Lines of data:
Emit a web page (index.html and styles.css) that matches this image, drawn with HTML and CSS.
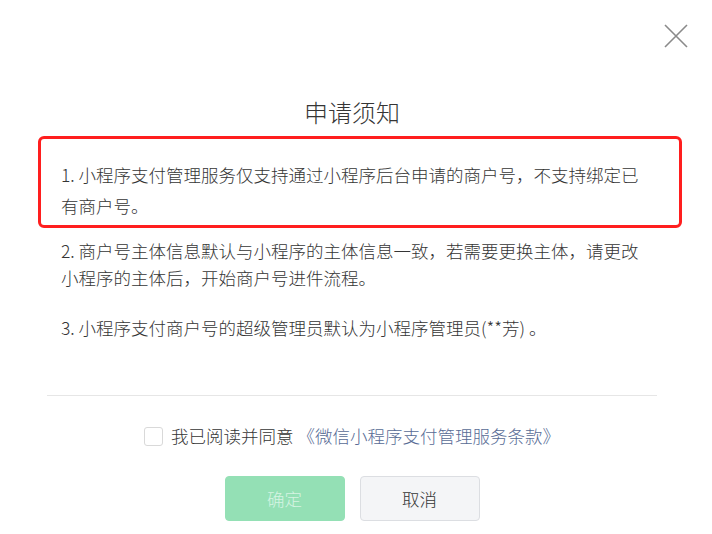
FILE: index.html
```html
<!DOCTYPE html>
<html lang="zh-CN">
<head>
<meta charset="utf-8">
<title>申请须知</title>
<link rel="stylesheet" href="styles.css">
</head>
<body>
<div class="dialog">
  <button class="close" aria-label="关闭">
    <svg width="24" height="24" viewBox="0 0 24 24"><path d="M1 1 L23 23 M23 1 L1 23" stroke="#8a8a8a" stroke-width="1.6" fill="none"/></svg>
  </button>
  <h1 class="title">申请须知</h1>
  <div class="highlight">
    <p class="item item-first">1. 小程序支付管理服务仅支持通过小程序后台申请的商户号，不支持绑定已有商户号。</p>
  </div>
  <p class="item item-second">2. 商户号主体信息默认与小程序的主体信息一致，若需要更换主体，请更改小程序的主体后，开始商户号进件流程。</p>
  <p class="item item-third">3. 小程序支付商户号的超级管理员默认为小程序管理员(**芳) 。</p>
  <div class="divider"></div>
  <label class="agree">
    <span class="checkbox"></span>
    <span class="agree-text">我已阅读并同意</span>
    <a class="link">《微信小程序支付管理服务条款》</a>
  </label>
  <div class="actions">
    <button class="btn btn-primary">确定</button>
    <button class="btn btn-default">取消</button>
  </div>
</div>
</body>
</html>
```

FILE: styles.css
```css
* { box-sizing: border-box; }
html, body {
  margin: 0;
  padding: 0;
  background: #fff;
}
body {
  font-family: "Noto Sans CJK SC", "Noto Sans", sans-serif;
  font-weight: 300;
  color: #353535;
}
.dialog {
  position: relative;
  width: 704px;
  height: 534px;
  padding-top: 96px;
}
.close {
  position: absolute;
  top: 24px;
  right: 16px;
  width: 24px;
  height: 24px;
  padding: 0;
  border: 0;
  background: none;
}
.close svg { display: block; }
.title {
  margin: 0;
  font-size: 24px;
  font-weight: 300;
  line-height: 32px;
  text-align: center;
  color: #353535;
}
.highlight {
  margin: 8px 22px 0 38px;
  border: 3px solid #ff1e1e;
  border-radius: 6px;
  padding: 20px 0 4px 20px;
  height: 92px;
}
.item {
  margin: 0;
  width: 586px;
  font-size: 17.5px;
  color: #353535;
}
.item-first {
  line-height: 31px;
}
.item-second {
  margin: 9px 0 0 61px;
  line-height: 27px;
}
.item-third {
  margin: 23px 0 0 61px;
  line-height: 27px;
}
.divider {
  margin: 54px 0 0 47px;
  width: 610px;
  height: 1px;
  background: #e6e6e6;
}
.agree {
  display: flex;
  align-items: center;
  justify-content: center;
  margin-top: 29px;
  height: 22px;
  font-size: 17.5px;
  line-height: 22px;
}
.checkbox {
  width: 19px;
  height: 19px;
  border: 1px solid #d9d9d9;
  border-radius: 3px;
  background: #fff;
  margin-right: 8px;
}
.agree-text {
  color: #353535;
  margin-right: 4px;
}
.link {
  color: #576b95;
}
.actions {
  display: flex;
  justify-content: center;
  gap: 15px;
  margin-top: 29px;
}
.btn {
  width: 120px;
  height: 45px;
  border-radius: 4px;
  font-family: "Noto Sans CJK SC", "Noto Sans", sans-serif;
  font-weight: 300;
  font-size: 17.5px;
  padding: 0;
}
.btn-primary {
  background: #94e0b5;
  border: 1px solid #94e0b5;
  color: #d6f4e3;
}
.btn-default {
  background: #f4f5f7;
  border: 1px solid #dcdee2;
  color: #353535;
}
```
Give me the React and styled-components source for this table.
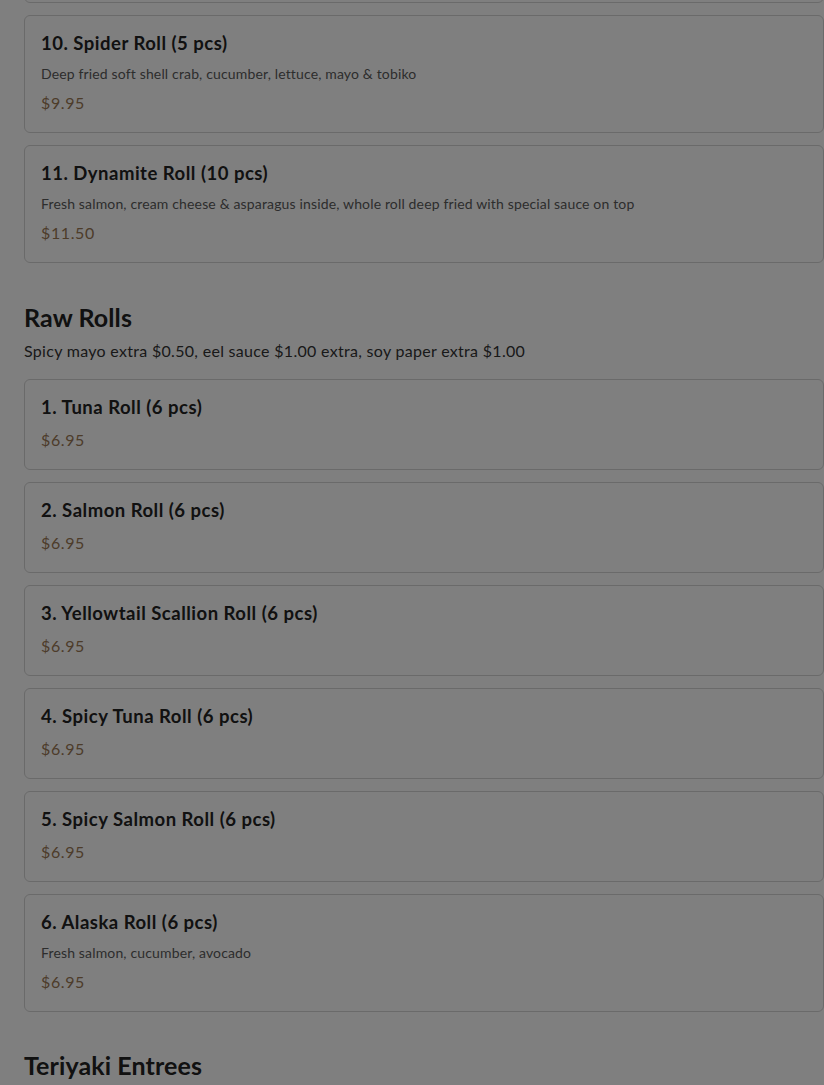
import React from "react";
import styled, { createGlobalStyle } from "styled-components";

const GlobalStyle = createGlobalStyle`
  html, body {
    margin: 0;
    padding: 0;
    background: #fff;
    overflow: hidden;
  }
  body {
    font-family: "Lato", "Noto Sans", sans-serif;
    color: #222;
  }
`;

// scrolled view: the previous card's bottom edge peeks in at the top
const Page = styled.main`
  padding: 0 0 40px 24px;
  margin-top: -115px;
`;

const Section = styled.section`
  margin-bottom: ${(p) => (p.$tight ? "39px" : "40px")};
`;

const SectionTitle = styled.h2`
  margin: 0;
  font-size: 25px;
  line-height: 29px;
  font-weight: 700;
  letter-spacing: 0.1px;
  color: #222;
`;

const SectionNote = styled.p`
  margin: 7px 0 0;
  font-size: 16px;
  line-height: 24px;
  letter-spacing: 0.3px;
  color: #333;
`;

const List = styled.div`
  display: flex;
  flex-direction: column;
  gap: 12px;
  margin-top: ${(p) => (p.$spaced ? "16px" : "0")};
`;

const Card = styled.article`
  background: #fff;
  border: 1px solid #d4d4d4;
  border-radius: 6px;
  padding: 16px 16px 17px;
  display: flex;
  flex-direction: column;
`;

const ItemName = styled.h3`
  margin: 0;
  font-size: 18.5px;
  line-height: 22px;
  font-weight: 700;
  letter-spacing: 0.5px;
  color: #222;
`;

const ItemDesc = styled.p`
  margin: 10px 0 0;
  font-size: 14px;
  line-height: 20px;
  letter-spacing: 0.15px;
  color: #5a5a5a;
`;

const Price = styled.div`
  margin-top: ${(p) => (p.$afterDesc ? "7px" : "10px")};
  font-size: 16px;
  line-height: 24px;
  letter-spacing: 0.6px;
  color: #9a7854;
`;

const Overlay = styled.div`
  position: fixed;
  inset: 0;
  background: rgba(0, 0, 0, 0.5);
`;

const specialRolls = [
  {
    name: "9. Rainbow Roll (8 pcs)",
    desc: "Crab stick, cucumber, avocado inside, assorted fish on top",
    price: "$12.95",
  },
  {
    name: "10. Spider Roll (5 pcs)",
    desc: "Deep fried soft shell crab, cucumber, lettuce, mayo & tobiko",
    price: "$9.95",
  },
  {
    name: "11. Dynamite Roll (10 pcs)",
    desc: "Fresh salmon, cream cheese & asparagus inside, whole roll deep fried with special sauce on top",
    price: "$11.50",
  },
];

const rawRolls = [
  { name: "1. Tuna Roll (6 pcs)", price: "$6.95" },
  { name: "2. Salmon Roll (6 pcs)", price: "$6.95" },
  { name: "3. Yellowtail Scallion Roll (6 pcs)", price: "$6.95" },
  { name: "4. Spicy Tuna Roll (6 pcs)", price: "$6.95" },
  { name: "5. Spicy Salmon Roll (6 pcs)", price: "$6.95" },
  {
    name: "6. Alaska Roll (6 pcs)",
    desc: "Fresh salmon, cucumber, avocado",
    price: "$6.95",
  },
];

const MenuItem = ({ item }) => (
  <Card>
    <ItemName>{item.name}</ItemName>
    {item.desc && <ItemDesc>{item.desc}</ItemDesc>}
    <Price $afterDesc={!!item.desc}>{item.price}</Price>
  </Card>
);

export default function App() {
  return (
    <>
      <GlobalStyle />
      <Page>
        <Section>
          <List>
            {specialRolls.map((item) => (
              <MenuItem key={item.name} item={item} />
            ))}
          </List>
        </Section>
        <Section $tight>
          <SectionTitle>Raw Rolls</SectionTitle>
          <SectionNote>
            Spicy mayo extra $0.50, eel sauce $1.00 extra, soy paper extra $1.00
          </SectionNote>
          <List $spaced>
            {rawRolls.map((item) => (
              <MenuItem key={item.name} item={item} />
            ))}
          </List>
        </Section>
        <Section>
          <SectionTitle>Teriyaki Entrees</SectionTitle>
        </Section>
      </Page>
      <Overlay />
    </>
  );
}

# Exercise aim
Return all of the entries exactly as written, but drop any pictures they hold.

# The answer
Emit a web page (index.html and styles.css) that matches this image, drawn with HTML and CSS.
FILE: index.html
```html
<!DOCTYPE html>
<html lang="zh-CN">
<head>
<meta charset="utf-8">
<title>申请须知</title>
<link rel="stylesheet" href="styles.css">
</head>
<body>
<div class="dialog">
  <button class="close" aria-label="关闭">
    <svg width="24" height="24" viewBox="0 0 24 24"><path d="M1 1 L23 23 M23 1 L1 23" stroke="#8a8a8a" stroke-width="1.6" fill="none"/></svg>
  </button>
  <h1 class="title">申请须知</h1>
  <div class="highlight">
    <p class="item item-first">1. 小程序支付管理服务仅支持通过小程序后台申请的商户号，不支持绑定已有商户号。</p>
  </div>
  <p class="item item-second">2. 商户号主体信息默认与小程序的主体信息一致，若需要更换主体，请更改小程序的主体后，开始商户号进件流程。</p>
  <p class="item item-third">3. 小程序支付商户号的超级管理员默认为小程序管理员(**芳) 。</p>
  <div class="divider"></div>
  <label class="agree">
    <span class="checkbox"></span>
    <span class="agree-text">我已阅读并同意</span>
    <a class="link">《微信小程序支付管理服务条款》</a>
  </label>
  <div class="actions">
    <button class="btn btn-primary">确定</button>
    <button class="btn btn-default">取消</button>
  </div>
</div>
</body>
</html>
```

FILE: styles.css
```css
* { box-sizing: border-box; }
html, body {
  margin: 0;
  padding: 0;
  background: #fff;
}
body {
  font-family: "Noto Sans CJK SC", "Noto Sans", sans-serif;
  font-weight: 300;
  color: #353535;
}
.dialog {
  position: relative;
  width: 704px;
  height: 534px;
  padding-top: 96px;
}
.close {
  position: absolute;
  top: 24px;
  right: 16px;
  width: 24px;
  height: 24px;
  padding: 0;
  border: 0;
  background: none;
}
.close svg { display: block; }
.title {
  margin: 0;
  font-size: 24px;
  font-weight: 300;
  line-height: 32px;
  text-align: center;
  color: #353535;
}
.highlight {
  margin: 8px 22px 0 38px;
  border: 3px solid #ff1e1e;
  border-radius: 6px;
  padding: 20px 0 4px 20px;
  height: 92px;
}
.item {
  margin: 0;
  width: 586px;
  font-size: 17.5px;
  color: #353535;
}
.item-first {
  line-height: 31px;
}
.item-second {
  margin: 9px 0 0 61px;
  line-height: 27px;
}
.item-third {
  margin: 23px 0 0 61px;
  line-height: 27px;
}
.divider {
  margin: 54px 0 0 47px;
  width: 610px;
  height: 1px;
  background: #e6e6e6;
}
.agree {
  display: flex;
  align-items: center;
  justify-content: center;
  margin-top: 29px;
  height: 22px;
  font-size: 17.5px;
  line-height: 22px;
}
.checkbox {
  width: 19px;
  height: 19px;
  border: 1px solid #d9d9d9;
  border-radius: 3px;
  background: #fff;
  margin-right: 8px;
}
.agree-text {
  color: #353535;
  margin-right: 4px;
}
.link {
  color: #576b95;
}
.actions {
  display: flex;
  justify-content: center;
  gap: 15px;
  margin-top: 29px;
}
.btn {
  width: 120px;
  height: 45px;
  border-radius: 4px;
  font-family: "Noto Sans CJK SC", "Noto Sans", sans-serif;
  font-weight: 300;
  font-size: 17.5px;
  padding: 0;
}
.btn-primary {
  background: #94e0b5;
  border: 1px solid #94e0b5;
  color: #d6f4e3;
}
.btn-default {
  background: #f4f5f7;
  border: 1px solid #dcdee2;
  color: #353535;
}
```
Give me the React and styled-components source for this table.
import React from "react";
import styled, { createGlobalStyle } from "styled-components";

const GlobalStyle = createGlobalStyle`
  html, body {
    margin: 0;
    padding: 0;
    background: #fff;
    overflow: hidden;
  }
  body {
    font-family: "Lato", "Noto Sans", sans-serif;
    color: #222;
  }
`;

// scrolled view: the previous card's bottom edge peeks in at the top
const Page = styled.main`
  padding: 0 0 40px 24px;
  margin-top: -115px;
`;

const Section = styled.section`
  margin-bottom: ${(p) => (p.$tight ? "39px" : "40px")};
`;

const SectionTitle = styled.h2`
  margin: 0;
  font-size: 25px;
  line-height: 29px;
  font-weight: 700;
  letter-spacing: 0.1px;
  color: #222;
`;

const SectionNote = styled.p`
  margin: 7px 0 0;
  font-size: 16px;
  line-height: 24px;
  letter-spacing: 0.3px;
  color: #333;
`;

const List = styled.div`
  display: flex;
  flex-direction: column;
  gap: 12px;
  margin-top: ${(p) => (p.$spaced ? "16px" : "0")};
`;

const Card = styled.article`
  background: #fff;
  border: 1px solid #d4d4d4;
  border-radius: 6px;
  padding: 16px 16px 17px;
  display: flex;
  flex-direction: column;
`;

const ItemName = styled.h3`
  margin: 0;
  font-size: 18.5px;
  line-height: 22px;
  font-weight: 700;
  letter-spacing: 0.5px;
  color: #222;
`;

const ItemDesc = styled.p`
  margin: 10px 0 0;
  font-size: 14px;
  line-height: 20px;
  letter-spacing: 0.15px;
  color: #5a5a5a;
`;

const Price = styled.div`
  margin-top: ${(p) => (p.$afterDesc ? "7px" : "10px")};
  font-size: 16px;
  line-height: 24px;
  letter-spacing: 0.6px;
  color: #9a7854;
`;

const Overlay = styled.div`
  position: fixed;
  inset: 0;
  background: rgba(0, 0, 0, 0.5);
`;

const specialRolls = [
  {
    name: "9. Rainbow Roll (8 pcs)",
    desc: "Crab stick, cucumber, avocado inside, assorted fish on top",
    price: "$12.95",
  },
  {
    name: "10. Spider Roll (5 pcs)",
    desc: "Deep fried soft shell crab, cucumber, lettuce, mayo & tobiko",
    price: "$9.95",
  },
  {
    name: "11. Dynamite Roll (10 pcs)",
    desc: "Fresh salmon, cream cheese & asparagus inside, whole roll deep fried with special sauce on top",
    price: "$11.50",
  },
];

const rawRolls = [
  { name: "1. Tuna Roll (6 pcs)", price: "$6.95" },
  { name: "2. Salmon Roll (6 pcs)", price: "$6.95" },
  { name: "3. Yellowtail Scallion Roll (6 pcs)", price: "$6.95" },
  { name: "4. Spicy Tuna Roll (6 pcs)", price: "$6.95" },
  { name: "5. Spicy Salmon Roll (6 pcs)", price: "$6.95" },
  {
    name: "6. Alaska Roll (6 pcs)",
    desc: "Fresh salmon, cucumber, avocado",
    price: "$6.95",
  },
];

const MenuItem = ({ item }) => (
  <Card>
    <ItemName>{item.name}</ItemName>
    {item.desc && <ItemDesc>{item.desc}</ItemDesc>}
    <Price $afterDesc={!!item.desc}>{item.price}</Price>
  </Card>
);

export default function App() {
  return (
    <>
      <GlobalStyle />
      <Page>
        <Section>
          <List>
            {specialRolls.map((item) => (
              <MenuItem key={item.name} item={item} />
            ))}
          </List>
        </Section>
        <Section $tight>
          <SectionTitle>Raw Rolls</SectionTitle>
          <SectionNote>
            Spicy mayo extra $0.50, eel sauce $1.00 extra, soy paper extra $1.00
          </SectionNote>
          <List $spaced>
            {rawRolls.map((item) => (
              <MenuItem key={item.name} item={item} />
            ))}
          </List>
        </Section>
        <Section>
          <SectionTitle>Teriyaki Entrees</SectionTitle>
        </Section>
      </Page>
      <Overlay />
    </>
  );
}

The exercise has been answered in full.